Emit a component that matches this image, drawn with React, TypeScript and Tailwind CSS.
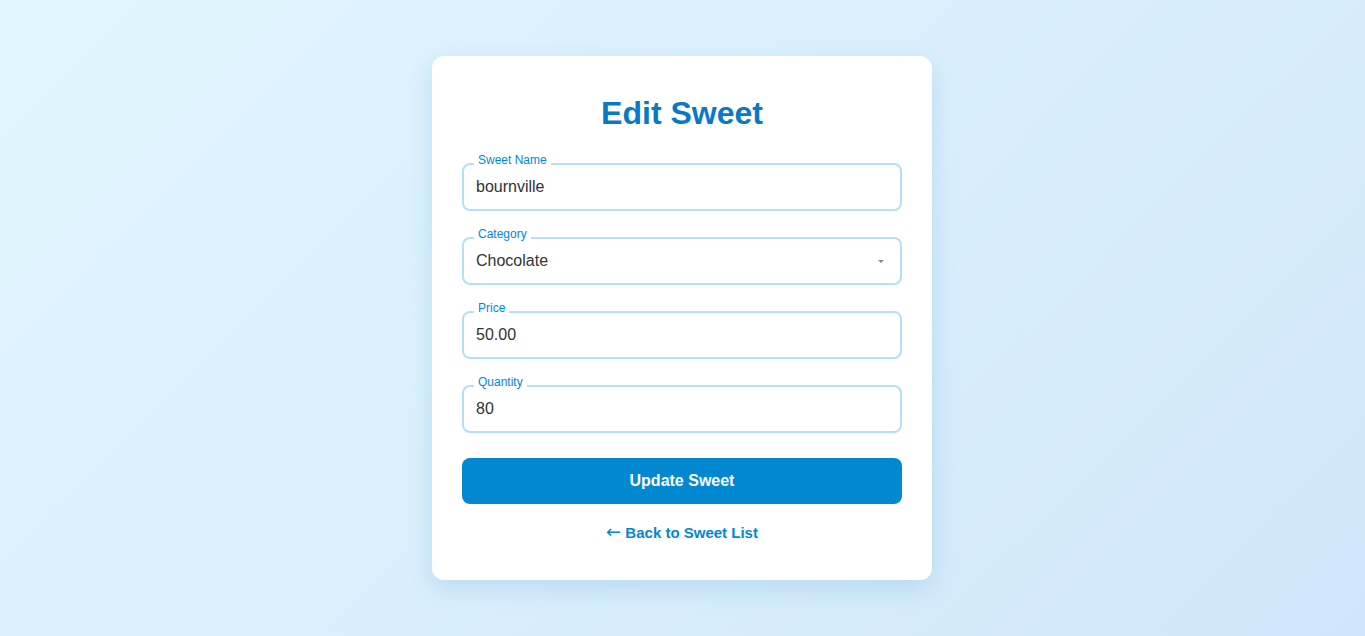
import React from 'react';

const fields = [
  { label: 'Sweet Name', value: 'bournville' },
  { label: 'Price', value: '50.00' },
  { label: 'Quantity', value: '80' },
];

const Field = ({ label, children }: { label: string; children: React.ReactNode }) => (
  <div className="relative">
    <span className="absolute z-10 -top-[10px] left-[12px] bg-white px-1 text-[12px] leading-[14px] text-[#0288d1]">
      {label}
    </span>
    {children}
  </div>
);

const inputClass =
  'w-full h-[48px] rounded-lg border-2 border-[#b3e0f5] bg-white px-3 text-[16px] text-[#333] outline-none';

export default function App() {
  return (
    <div
      className="min-h-screen w-full flex justify-center bg-[linear-gradient(135deg,#e1f6fe,#d0e7fb)] pt-[56px] pr-[1px]"
      style={{ fontFamily: '"Liberation Sans", Arial, sans-serif' }}
    >
      <div className="w-[500px] h-[524px] bg-white rounded-xl shadow-[0_8px_24px_rgba(2,119,189,0.15)] px-[30px] pt-[38px]">
        <h1 className="text-center text-[32px] leading-[38px] font-bold text-[#0a78c6]">Edit Sweet</h1>

        <form className="mt-[31px] flex flex-col gap-[26px]" onSubmit={(e) => e.preventDefault()}>
          <Field label="Sweet Name">
            <input className={inputClass} defaultValue={fields[0].value} />
          </Field>

          <Field label="Category">
            <div className="relative">
              <select className={inputClass + ' appearance-none'} defaultValue="Chocolate">
                <option>Chocolate</option>
                <option>Candy</option>
                <option>Pastry</option>
              </select>
              <span className="pointer-events-none absolute right-[18px] top-[23px] w-0 h-0 border-l-[3px] border-r-[3px] border-t-[3px] border-l-transparent border-r-transparent border-t-[#888]" />
            </div>
          </Field>

          <Field label="Price">
            <input className={inputClass} defaultValue={fields[1].value} />
          </Field>

          <Field label="Quantity">
            <input className={inputClass} defaultValue={fields[2].value} />
          </Field>

          <div className="flex flex-col">
            <button
              type="submit"
              className="-mt-[1px] h-[46px] w-full rounded-lg bg-[#0288d1] text-white text-[16px] font-bold"
            >
              Update Sweet
            </button>
            <a href="#" className="mt-[19px] text-center text-[15px] leading-[18px] font-bold text-[#0288d1]">
              <span className="text-[18px] font-normal" style={{ fontFamily: '"DejaVu Sans", sans-serif' }}>
                ←
              </span>{' '}
              Back to Sweet List
            </a>
          </div>
        </form>
      </div>
    </div>
  );
}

◇ ◇ ◇

Problem description:
Extract the full listing above verbatim; pictures are to be left out of the copy.

Exercise answer:
Emit a component that matches this image, drawn with React, TypeScript and Tailwind CSS.
import React from 'react';

const fields = [
  { label: 'Sweet Name', value: 'bournville' },
  { label: 'Price', value: '50.00' },
  { label: 'Quantity', value: '80' },
];

const Field = ({ label, children }: { label: string; children: React.ReactNode }) => (
  <div className="relative">
    <span className="absolute z-10 -top-[10px] left-[12px] bg-white px-1 text-[12px] leading-[14px] text-[#0288d1]">
      {label}
    </span>
    {children}
  </div>
);

const inputClass =
  'w-full h-[48px] rounded-lg border-2 border-[#b3e0f5] bg-white px-3 text-[16px] text-[#333] outline-none';

export default function App() {
  return (
    <div
      className="min-h-screen w-full flex justify-center bg-[linear-gradient(135deg,#e1f6fe,#d0e7fb)] pt-[56px] pr-[1px]"
      style={{ fontFamily: '"Liberation Sans", Arial, sans-serif' }}
    >
      <div className="w-[500px] h-[524px] bg-white rounded-xl shadow-[0_8px_24px_rgba(2,119,189,0.15)] px-[30px] pt-[38px]">
        <h1 className="text-center text-[32px] leading-[38px] font-bold text-[#0a78c6]">Edit Sweet</h1>

        <form className="mt-[31px] flex flex-col gap-[26px]" onSubmit={(e) => e.preventDefault()}>
          <Field label="Sweet Name">
            <input className={inputClass} defaultValue={fields[0].value} />
          </Field>

          <Field label="Category">
            <div className="relative">
              <select className={inputClass + ' appearance-none'} defaultValue="Chocolate">
                <option>Chocolate</option>
                <option>Candy</option>
                <option>Pastry</option>
              </select>
              <span className="pointer-events-none absolute right-[18px] top-[23px] w-0 h-0 border-l-[3px] border-r-[3px] border-t-[3px] border-l-transparent border-r-transparent border-t-[#888]" />
            </div>
          </Field>

          <Field label="Price">
            <input className={inputClass} defaultValue={fields[1].value} />
          </Field>

          <Field label="Quantity">
            <input className={inputClass} defaultValue={fields[2].value} />
          </Field>

          <div className="flex flex-col">
            <button
              type="submit"
              className="-mt-[1px] h-[46px] w-full rounded-lg bg-[#0288d1] text-white text-[16px] font-bold"
            >
              Update Sweet
            </button>
            <a href="#" className="mt-[19px] text-center text-[15px] leading-[18px] font-bold text-[#0288d1]">
              <span className="text-[18px] font-normal" style={{ fontFamily: '"DejaVu Sans", sans-serif' }}>
                ←
              </span>{' '}
              Back to Sweet List
            </a>
          </div>
        </form>
      </div>
    </div>
  );
}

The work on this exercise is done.